The champion began to fall short with jabs, and watched Fury comfortably take a left uppercut as he pursued the knockout while his left eye began to swell.

Fury was gradually building a convincing lead into the fight's second half as he landed with several straight rights, even when Wilder's occasional successes looked the more hurtful.

The final four were always going to be the most threatening when he tired and his reflexes may have waned, and so it gradually proved when after taking a left-right combination, a right hand to the back of the head knocked him to the canvas.

Fury and Wilder look set to fight again. Credit: PA

Fury had twice previously recovered from knockdowns to remain undefeated, and this time the 30-year-old fought back and stuck out his tongue in a sign of his self-belief.

Further success in the 10th round when he landed with both lefts and rights and hurt Wilder, 33, again gave him the momentum when it became increasingly clear the champion was running out of time.

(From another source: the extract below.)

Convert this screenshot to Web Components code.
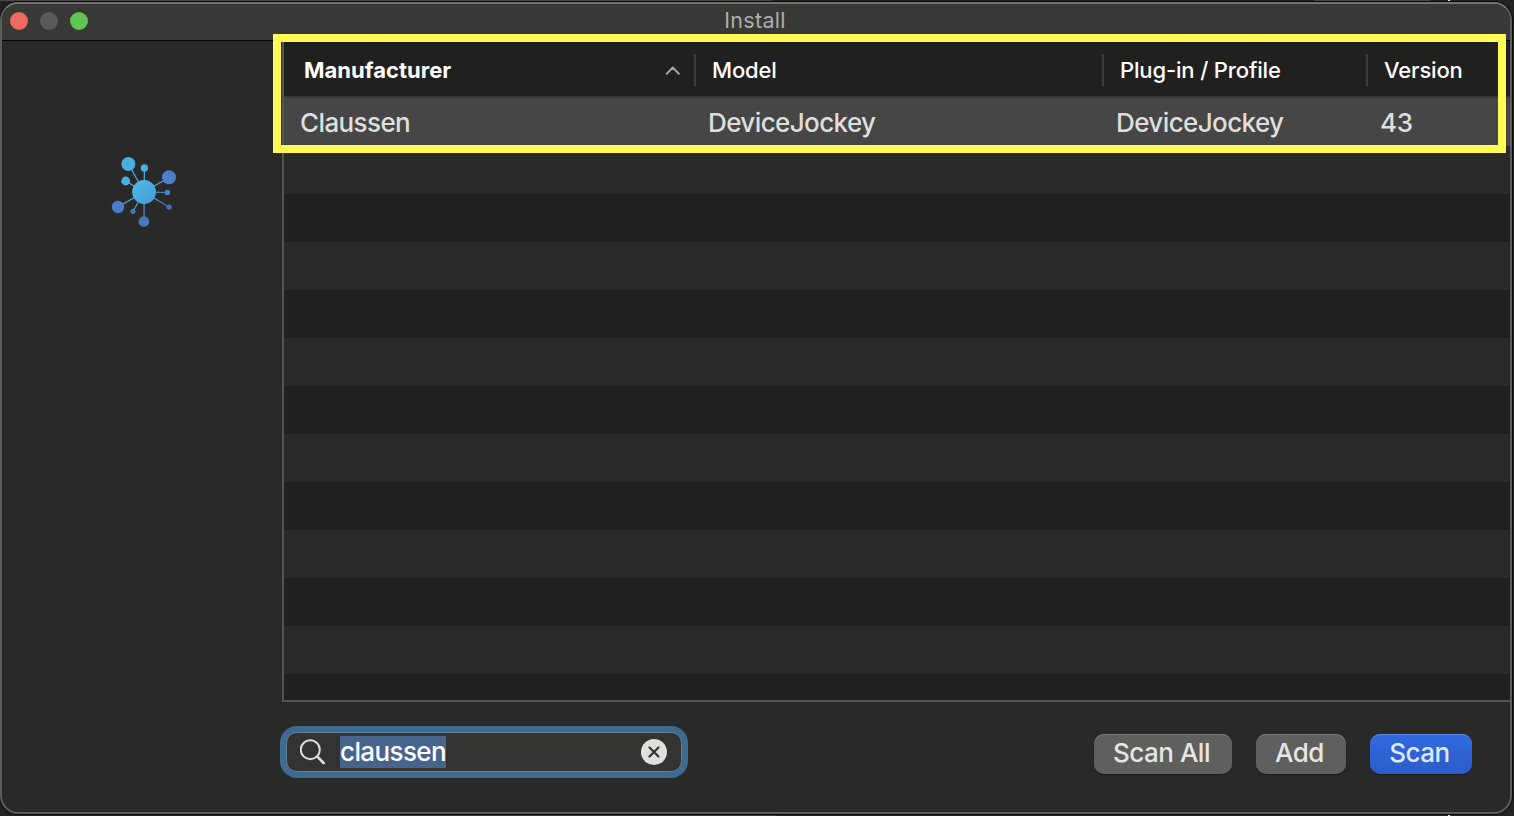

He resiliently then retained his title when, despite his exhaustion, a big right sent Fury tumbling and a further left secured so heavy a knockdown his admirable challenge seemed over.

The Briton instead survived as the tired Wilder struggled to force another attack and the stoppage, meaning an immediate rematch will be next.

It was after the unprecedented high of his victory over Klitschko that Fury fell into the darkest period of his life. This performance showed he has convincingly recovered from that, and he may even again prove the best heavyweight in the world.